## Objective
Search the material for the word "components" and report each line where it turns up.

## Supplied data
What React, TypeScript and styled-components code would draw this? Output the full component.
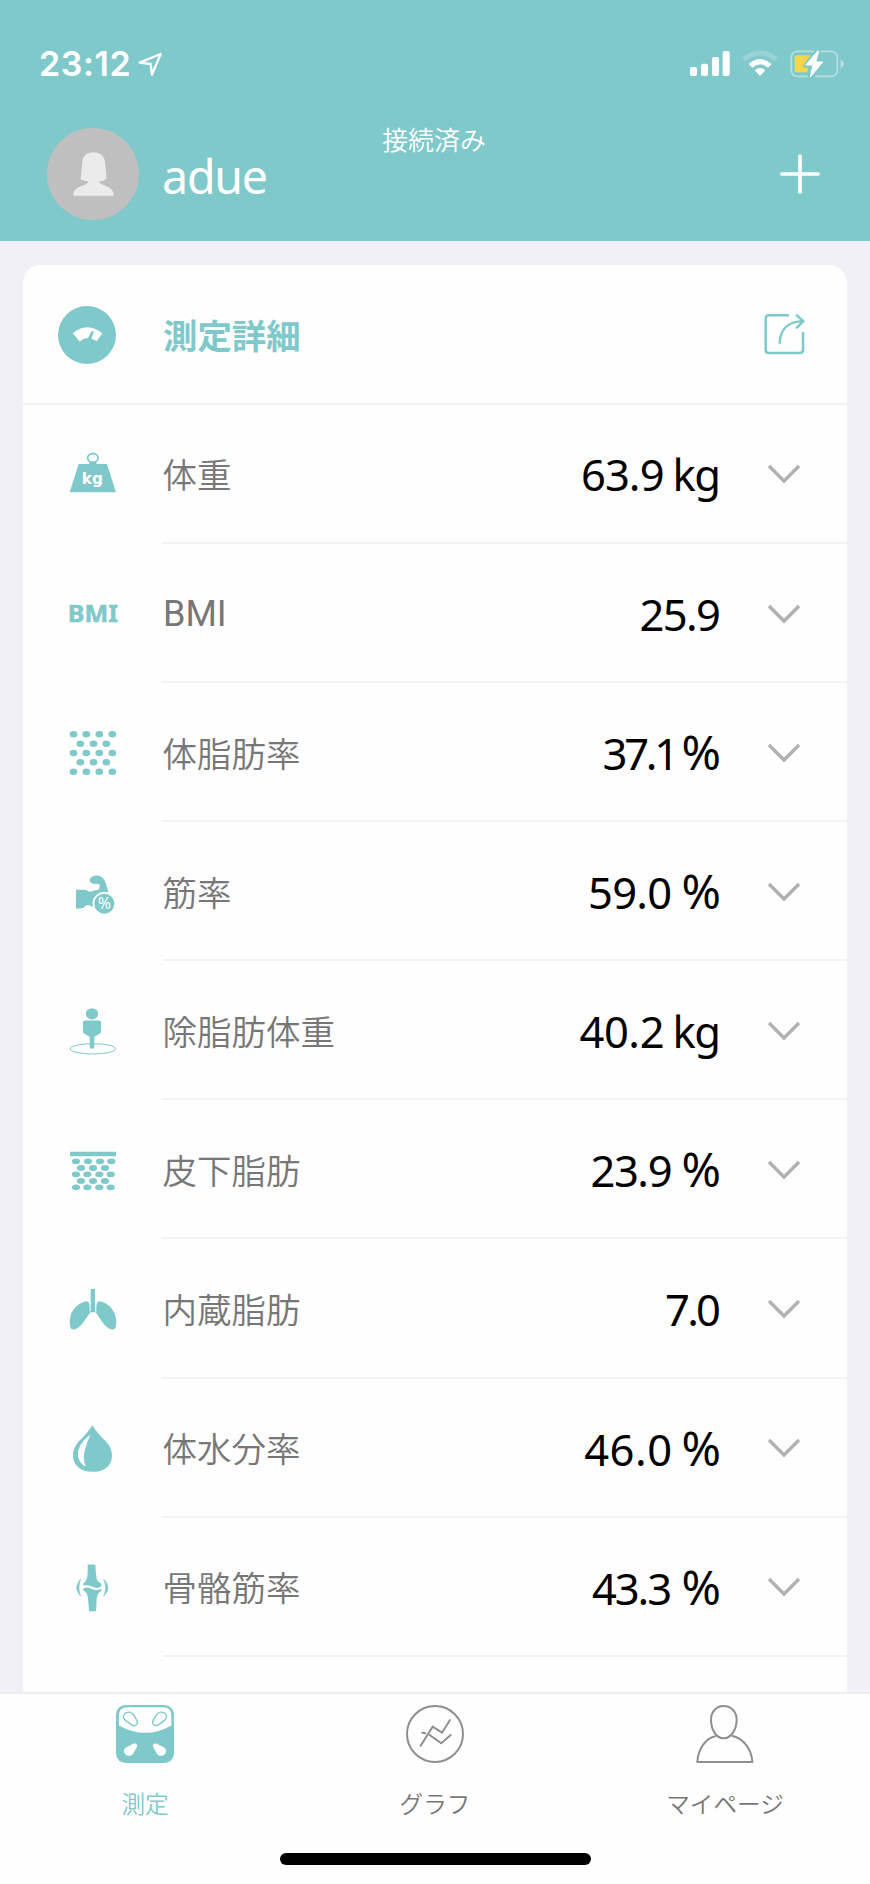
import React from "react";
import styled, { createGlobalStyle } from "styled-components";

const teal = "#80c9cb";
const cjk = '"Noto Sans CJK JP", sans-serif';

const GlobalStyle = createGlobalStyle`
  * { box-sizing: border-box; }
  body { margin: 0; background: #f1f0f6; }
  svg { display: block; flex: none; overflow: visible; }
`;

const Screen = styled.div`
  width: 870px;
  height: 1884px;
  display: flex;
  flex-direction: column;
  overflow: hidden;
  background: #f1f0f6;
  font-family: "Noto Sans", ${cjk};
`;

const Header = styled.header`
  flex: none;
  height: 241px;
  background: ${teal};
  color: #fff;
`;

const StatusBar = styled.div`
  height: 127px;
  padding: 0 26px 0 39px;
  display: flex;
  align-items: center;
`;

const Clock = styled.span`
  font: 600 34px/40px Inter, sans-serif;
  letter-spacing: 0.6px;
  margin-right: 6px;
`;

const StatusIcons = styled.div`
  margin-left: auto;
  display: flex;
  align-items: center;
  gap: 12px;
`;

const ProfileBar = styled.div`
  display: grid;
  grid-template-columns: 1fr auto 1fr;
  align-items: center;
  height: 94px;
  padding: 0 49px 0 47px;
`;

const Profile = styled.div`
  display: flex;
  align-items: center;
  gap: 23px;
`;

const Avatar = styled.div`
  width: 92px;
  height: 92px;
  border-radius: 50%;
  background: #bfbfbf;
  display: grid;
  place-items: center;
`;

const UserName = styled.span`
  padding-top: 4px;
  font-size: 46.5px;
  line-height: 60px;
  letter-spacing: -1.2px;
`;

const Connection = styled.span`
  align-self: start;
  font: 350 25.9px/24px ${cjk};
`;

const AddButton = styled.button`
  justify-self: end;
  margin-right: 1px;
  padding: 0;
  border: 0;
  background: none;
`;

const Content = styled.main`
  flex: 1;
  min-height: 0;
  overflow: hidden;
  padding: 24px 23px 0;
`;

const Card = styled.section`
  height: 1500px;
  border-radius: 18px 18px 0 0;
  background: #fefefe;
`;

const CardHeader = styled.div`
  height: 139.9px;
  padding: 2px 42px 0 35px;
  display: flex;
  align-items: center;
  border-bottom: 2px solid #f3f3f5;
`;

const CardTitle = styled.h1`
  flex: 1;
  margin: 0 0 2px 47px;
  color: ${teal};
  font: 700 34.4px/50px ${cjk};
`;

const Row = styled.div`
  height: 139.1px;
  display: flex;
`;

const IconCell = styled.div`
  width: 139px;
  padding-left: 42px;
  display: flex;
  align-items: center;
`;

const RowBody = styled.div`
  flex: 1;
  padding: 2px 47px 0 0;
  display: flex;
  align-items: center;
  border-bottom: 2px solid #f3f3f5;
`;

const Label = styled.span<{ $latin?: boolean }>`
  flex: 1;
  padding-left: ${(p) => (p.$latin ? "1px" : "0.5px")};
  padding-bottom: ${(p) => (p.$latin ? "0" : "2px")};
  color: #777;
  font: ${(p) => (p.$latin ? "400 36px" : "350 34.5px")}/50px ${(p) => (p.$latin ? "Roboto, " : "")}${cjk};
`;

const Value = styled.span`
  margin-right: 47px;
  display: flex;
  align-items: baseline;
  color: #000;
  font-size: 43.5px;
  line-height: 60px;
`;

const Amount = styled.span<{ $track: number }>`
  letter-spacing: ${(p) => p.$track}px;
  margin-right: ${(p) => -p.$track}px;
`;

const Unit = styled.span<{ $gap: number; $percent: boolean }>`
  margin-left: ${(p) => p.$gap}px;
  font-size: ${(p) => (p.$percent ? "47.5px" : "inherit")};
  letter-spacing: ${(p) => (p.$percent ? "0" : "-1.5px")};
  margin-right: ${(p) => (p.$percent ? "0" : "1.5px")};
`;

const TabBar = styled.nav`
  flex: none;
  height: 192px;
  border-top: 2px solid #ededf1;
  background: #fefefe;
  display: flex;
  flex-direction: column;
  align-items: center;
`;

const Tabs = styled.div`
  width: 100%;
  height: 159px;
  padding-top: 11px;
  display: grid;
  grid-template-columns: repeat(3, 1fr);
`;

const Tab = styled.div<{ $active?: boolean }>`
  display: flex;
  flex-direction: column;
  align-items: center;
  gap: 23px;
  color: ${(p) => (p.$active ? teal : "#777")};
  font: 350 23.6px/34px ${cjk};
`;

const HomeIndicator = styled.div`
  width: 311px;
  height: 12px;
  border-radius: 6px;
  background: #000;
`;

const RowIcon = ({ origin, children }: { origin: string; children: React.ReactNode }) => (
  <svg width="56" height="56" viewBox={`${origin} 168 168`} fill={teal}>
    {children}
  </svg>
);

const dots = (rows: [number, number[]][], rx: number, ry: number) =>
  rows.flatMap(([y, xs]) => xs.map((x) => <ellipse key={`${x}-${y}`} cx={x} cy={y} rx={rx} ry={ry} />));

const WeightIcon = () => (
  <RowIcon origin="195 588">
    <ellipse cx="278.500" cy="624" rx="15.500" ry="13.500" fill="none" stroke={teal} strokeWidth="5.500" />
    <path d="M270 635h17l4 8h-25zM236 642H321L348 727H209Z" />
    <text x="245" y="703" fill="#fff" fontFamily="DejaVu Sans" fontWeight="700" fontSize="47" textLength="64" lengthAdjust="spacingAndGlyphs">kg</text>
  </RowIcon>
);

const BmiIcon = () => (
  <RowIcon origin="75 75">
    <text x="83" y="183" fontFamily="Noto Sans" fontWeight="700" fontSize="70" textLength="151" lengthAdjust="spacingAndGlyphs" stroke={teal} strokeWidth="1.500">BMI</text>
  </RowIcon>
);

const FatIcon = () => (
  <RowIcon origin="75 493">
    {dots([521, 577, 633].map((y) => [y, [100.5, 139, 178, 217]] as [number, number[]]), 11.5, 9.8)}
    {dots([549, 605].map((y) => [y, [121, 160.5, 199]] as [number, number[]]), 11.5, 9.8)}
  </RowIcon>
);

const MuscleIcon = () => (
  <RowIcon origin="75 910">
    <path d="M108 987H132Q139 987 143 991Q152 995 161 990Q168 986 175 989Q180 981 179 971Q170 968 162 970Q149 969 149 958Q151 947 165 945Q180 943 188 951Q200 966 205 996A35 35 0 0 0 159 1038Q153 1036 144 1033Q136 1033 130 1042Q122 1044 108 1044Z" />
    <circle cx="193" cy="1029" r="30" />
    <text x="193.500" y="1046" textAnchor="middle" fill="#fff" fontFamily="Noto Sans" fontSize="48" textLength="39" lengthAdjust="spacingAndGlyphs">%</text>
  </RowIcon>
);

const LeanMassIcon = () => (
  <RowIcon origin="75 67.5">
    <ellipse cx="158.500" cy="205" rx="68" ry="15.500" fill="none" stroke={teal} strokeWidth="3" />
    <ellipse cx="156" cy="100" rx="18.500" ry="17" />
    <path d="M134 120H178Q183 120 183 125V154Q183 157 180 159L163 169V199Q163 205 156 205Q149 205 149 199V169L132 159Q129 157 129 154V125Q129 120 134 120Z" />
  </RowIcon>
);

const SubcutaneousIcon = () => (
  <RowIcon origin="75 485">
    <path d="M90 514H228V528H90Z" />
    {dots([[543, [108, 144, 180, 214]], [563, [123, 159, 195]], [582, [108, 142, 178, 212]], [602, [123, 159, 195]], [621, [108, 142, 178, 212]]], 12.3, 8.8)}
  </RowIcon>
);

const VisceralIcon = () => (
  <RowIcon origin="75 902">
    <path d="M152 926H165V992L173 999H145L152 992Z" />
    <path d="M137 963C147 960 150 971 149 997Q144 1008 135 1019C126 1033 113 1049 98 1047C88 1045 88 1025 91 1009C96 986 117 967 137 963Z" />
    <path d="M181 963C171 960 168 971 169 997Q174 1008 183 1019C192 1033 205 1049 220 1047C230 1045 230 1025 227 1009C222 986 201 967 181 963Z" />
    <path d="M149 996H169L160 1010H158Z" fill="#fefefe" />
  </RowIcon>
);

const WaterIcon = () => (
  <RowIcon origin="75 149.5">
    <path d="M157 165Q171 188 197 213Q217 233 216 258C215 289 190 305 157 305S99 288 99 257Q98 233 118 212Q143 188 157 165Z" />
    <path d="M151 193Q110 225 114 257Q117 281 138 289Q127 271 134 242Q139 221 151 193Z" fill="#fefefe" />
  </RowIcon>
);

const BoneIcon = () => (
  <RowIcon origin="75 566.6">
    <path d="M143 583H166Q167 607 170 626Q172 635 184 640V649Q171 657 157 650Q143 643 130 646V640Q140 633 142 620Q144 603 143 583Z" />
    <path d="M130 654Q143 649 154 656Q169 663 184 656V662Q172 669 170 687L168 723H147Q146 698 143 679Q141 666 130 661Z" />
    <path d="M122 627Q98 652 122 678Q112 653 122 627ZM191 627Q217 652 191 678Q202 653 191 627Z" stroke={teal} strokeWidth="1.500" />
  </RowIcon>
);

const Chevron = () => (
  <svg width="32" height="20" viewBox="0 0 32 20" fill="none" stroke="#b2b2b2" strokeWidth="3.400">
    <path d="M1 2L16 17L31 2" />
  </svg>
);

type Metric = {
  label: string;
  amount: string;
  unit?: string;
  icon: React.FC;
  track: number;
  gap?: number;
  latin?: boolean;
};

const metrics: Metric[] = [
  { label: "体重", amount: "63.9", unit: "kg", icon: WeightIcon, track: -0.9, gap: 8 },
  { label: "BMI", amount: "25.9", icon: BmiIcon, track: -1.6, latin: true },
  { label: "体脂肪率", amount: "37.1", unit: "%", icon: FatIcon, track: -3.3, gap: 2.5 },
  { label: "筋率", amount: "59.0", unit: "%", icon: MuscleIcon, track: -0.8, gap: 9.5 },
  { label: "除脂肪体重", amount: "40.2", unit: "kg", icon: LeanMassIcon, track: -0.4, gap: 8 },
  { label: "皮下脂肪", amount: "23.9", unit: "%", icon: SubcutaneousIcon, track: -1.4, gap: 9 },
  { label: "内蔵脂肪", amount: "7.0", icon: VisceralIcon, track: -2.7 },
  { label: "体水分率", amount: "46.0", unit: "%", icon: WaterIcon, track: 0.5, gap: 9.5 },
  { label: "骨骼筋率", amount: "43.3", unit: "%", icon: BoneIcon, track: -2.1, gap: 9.5 },
];

export default function App() {
  return (
    <Screen>
      <GlobalStyle />
      <Header>
        <StatusBar>
          <Clock>23:12</Clock>
          <svg width="26" height="26" viewBox="412 150 78 78" fill="none" stroke="#fff" strokeWidth="7" strokeLinejoin="round">
            <path d="M483 159L420 185L453 189L457 221Z" />
          </svg>
          <StatusIcons>
            <svg width="40" height="27" viewBox="766 150 120 81" fill="#fff">
              <rect x="766" y="201" width="21" height="27" rx="6" />
              <rect x="799" y="191" width="21" height="37" rx="6" />
              <rect x="832" y="171" width="21" height="57" rx="6" />
              <rect x="864" y="153" width="21" height="75" rx="6" />
            </svg>
            <svg width="36" height="27" viewBox="921 150 108 81" fill="#fff">
              <path d="M921 173Q975 130 1029 173L1018 184Q975 148 932 184Z" opacity=".2" />
              <path d="M941 192Q975 162 1010 192L999 203Q975 182 952 203Z" />
              <path d="M959 211Q975 197 991 211L975 228Z" />
            </svg>
            <svg width="54" height="28" viewBox="1065 149 162 84">
              <g fill="none" stroke="#fff" strokeOpacity=".42" strokeWidth="5">
                <path d="M1137 153H1089Q1069 153 1069 173V208Q1069 228 1089 228H1118M1158 153H1187Q1207 153 1207 173V208Q1207 228 1187 228H1140" />
              </g>
              <path d="M1217 178Q1226 183 1226 191Q1226 199 1217 204Z" fill="#fff" opacity=".5" />
              <path d="M1087 165H1127L1107 190Q1102 200 1112 203H1120L1117 216H1087Q1079 216 1079 208V173Q1079 165 1087 165Z" fill="#f4d64a" />
              <path d="M1149 151L1112 194H1134L1126 230L1163 185H1142L1151 153Z" fill="#fff" stroke="#fff" strokeWidth="3" strokeLinejoin="round" />
            </svg>
          </StatusIcons>
        </StatusBar>
        <ProfileBar>
          <Profile>
            <Avatar>
              <svg width="41" height="44" viewBox="218 457 123 132" fill="#ebebeb">
                <path d="M279 458C300 458 312 470 314 486L319 537Q309 545 297 545V548Q302 555 317 560Q340 568 341 588H218Q219 568 242 560Q259 555 263 548V545Q251 545 241 539L246 486C248 470 259 458 279 458Z" />
              </svg>
            </Avatar>
            <UserName>adue</UserName>
          </Profile>
          <Connection>接続済み</Connection>
          <AddButton aria-label="add">
            <svg width="40" height="40" viewBox="0 0 40 40" stroke="#fff" strokeWidth="3.700" strokeLinecap="round">
              <path d="M2 20H38M20 2V38" />
            </svg>
          </AddButton>
        </ProfileBar>
      </Header>
      <Content>
        <Card>
          <CardHeader>
            <svg width="58" height="58" viewBox="174 168 174 174">
              <circle cx="261" cy="255" r="87" fill={teal} />
              <path d="M218 250Q262 213 307 250L290 274Q284 268 274 266L282 245L275 243L264 264Q249 264 240 275Z" fill="#fefefe" />
            </svg>
            <CardTitle>測定詳細</CardTitle>
            <svg width="41" height="41" viewBox="986 194 123 123" fill="none" stroke={teal} strokeWidth="7.500">
              <path d="M1061 198H1001Q991 198 991 208V301Q991 311 1001 311H1093Q1103 311 1103 301V248" />
              <path d="M1033 283C1034 239 1060 216 1103 216M1082 196L1104 216L1082 237" />
            </svg>
          </CardHeader>
          {metrics.map(({ label, amount, unit, icon: Icon, track, gap = 0, latin }) => (
            <Row key={label}>
              <IconCell><Icon /></IconCell>
              <RowBody>
                <Label $latin={latin}>{label}</Label>
                <Value>
                  <Amount $track={track}>{amount}</Amount>
                  {unit && <Unit $gap={gap} $percent={unit === "%"}>{unit}</Unit>}
                </Value>
                <Chevron />
              </RowBody>
            </Row>
          ))}
        </Card>
      </Content>
      <TabBar>
        <Tabs>
          <Tab $active>
            <svg width="58" height="58" viewBox="108 75 173 173">
              <rect x="108" y="75" width="173" height="173" rx="29" fill={teal} />
              <path d="M117 106Q117 82 142 82H248Q273 82 273 106V136Q195 180 117 136Z" fill="#fefefe" />
              <g fill="none" stroke={teal} strokeWidth="4">
                <path d="M133 102C139 95 151 94 158 101L170 120C176 132 165 140 156 135L139 123C130 117 128 109 133 102Z" />
                <path d="M256 102C250 95 238 94 231 101L219 120C213 132 224 140 233 135L250 123C259 117 261 109 256 102Z" />
              </g>
              <path d="M139 201L158 191C166 187 174 193 170 201L160 219C154 230 139 228 134 220C130 213 131 206 139 201ZM250 201L231 191C223 187 215 193 219 201L229 219C235 230 250 228 255 220C259 213 258 206 250 201Z" fill="#fefefe" />
            </svg>
            測定
          </Tab>
          <Tab>
            <svg width="58" height="58" viewBox="978 75 174 174" fill="none" stroke="#8f8f8f" strokeWidth="6">
              <circle cx="1065" cy="162" r="84" />
              <path d="M1022 197L1058 140L1086 158L1110 120M1027 158L1036 160M1049 165L1084 190L1112 165" strokeLinecap="round" />
            </svg>
            グラフ
          </Tab>
          <Tab>
            <svg width="58" height="58" viewBox="680 75 174 174" fill="none" stroke="#8f8f8f" strokeWidth="6">
              <path d="M763 78C786 78 802 96 802 119C802 146 787 175 763 175S725 146 725 119C725 96 740 78 763 78Z" />
              <path d="M740 168C709 174 686 207 684 246H849C847 207 822 174 787 167" />
            </svg>
            マイページ
          </Tab>
        </Tabs>
        <HomeIndicator />
      </TabBar>
    </Screen>
  );
}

## Task response
What React, TypeScript and styled-components code would draw this? Output the full component.
import styled, { createGlobalStyle } from "styled-components";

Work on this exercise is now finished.